# Drip pan question



## drsmoker

Hey guys,

So I noticed that the water pan that came with my 30" Smoke Hollow electric smoker was kinda small. Tonight I switched it out with a classic cake pan that fit across the width of the smoker and filled it with water and assorted seasonings. I decided not to use a drip pan because this took up so much room now.

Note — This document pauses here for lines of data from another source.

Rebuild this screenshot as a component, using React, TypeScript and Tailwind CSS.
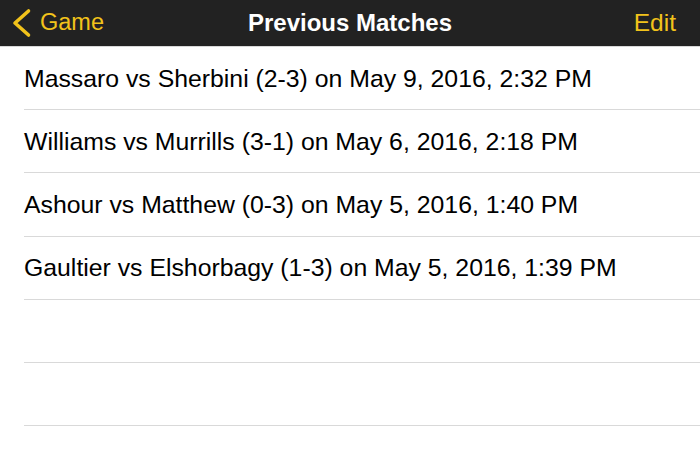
import React from 'react';

const matches = [
  'Massaro vs Sherbini (2-3) on May 9, 2016, 2:32 PM',
  'Williams vs Murrills (3-1) on May 6, 2016, 2:18 PM',
  'Ashour vs Matthew (0-3) on May 5, 2016, 1:40 PM',
  'Gaultier vs Elshorbagy (1-3) on May 5, 2016, 1:39 PM',
  '',
  '',
];

const App: React.FC = () => {
  return (
    <div className="w-[700px] h-[460px] bg-white overflow-hidden" style={{ fontFamily: '"Liberation Sans", Arial, sans-serif' }}>
      <div className="relative h-[47px] bg-[#222222] flex items-center justify-between border-b border-[#d8d8d8]">
        <button className="flex items-center h-full pl-[10px] text-[#f2c31b] text-[23.5px]">
          <svg width="22" height="30" viewBox="0 0 22 30" className="mr-[8px]">
            <path d="M18.5 3 L5 15 L18.5 27" fill="none" stroke="#f2c31b" strokeWidth="3.6" strokeLinecap="round" strokeLinejoin="round" />
          </svg>
          <span>Game</span>
        </button>
        <h1 className="absolute left-1/2 -translate-x-1/2 text-white text-[24px] font-bold">Previous Matches</h1>
        <button className="pr-[24px] text-[#f2c31b] text-[24.5px]">Edit</button>
      </div>
      <ul>
        {matches.map((m, i) => (
          <li key={i} className="pl-[24px]">
            <div className="h-[63.2px] flex items-center border-b border-[#d9d9d9] text-[24.8px] text-black">
              {m}
            </div>
          </li>
        ))}
      </ul>
    </div>
  );
};

export default App;
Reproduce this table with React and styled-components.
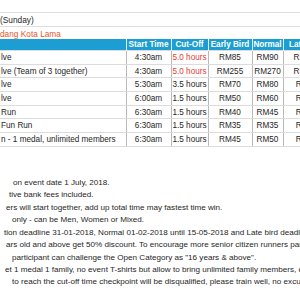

My question is - does having a water pan double as a drip pan affect anything with the heat of the smoker? I smoked 12 boneless chicken breasts and two sausage links. Everything came out great - I just noticed my built in temperature gauge stayed below 225 the whole time.

Any thoughts?


----------



## chef jimmyj

As long as there is 2-4 inches all around the pan, the smoker will work fine. Don't waste you time adding anything to the water,  99% of guys can't taste it over the smoke and rub anyway...JJ


----------



## drsmoker

Good advice Chef Jimmy - thank you!


----------



## chef jimmyj

You are Welcome. In general, Electric smokers are insulated and tight. They hold the moisture coming off the meat so no additional water in the pan is needed. Using it causes evaporative cooling to lower the smokers temp. Most of us MES owners just leave the pan dry with great results...JJ


----------



## smokescience

As the meat moisture evaporates out of the meat and drips into the drip pan, it dries. That's obviously what we are trying to accomplish in many cases, such as making jerky. But what I have found, is you want to maintain some vapor in the box so that it will adhere to the meat and created a stickiness to the meat, its that stickiness that attracts the smoke to the meat causing it to create the smoke ring in the meat. Many add bastes while they smoke, this does the same thing, it adds that moisture for the smoke to adhere to. I have the best results when using water while smoking. You do not need much, because only so much can vaporize at a time. The water also actually helps to regulate the heat fluctuations in the smoker, creating a more even heat zone. Water vapor isn't as sensitive to heat fluctuations as dry heat. Anyway...just some things I've learned over my last two years of smoking. I've also noticed little to no effect of having any seasonings or other liquids in place of good ole fashioned water. Also, get the chips to smoke and water up to temp prior to putting the meat in the smoker.  Everyone has an opinion on this. Hope this helps.


----------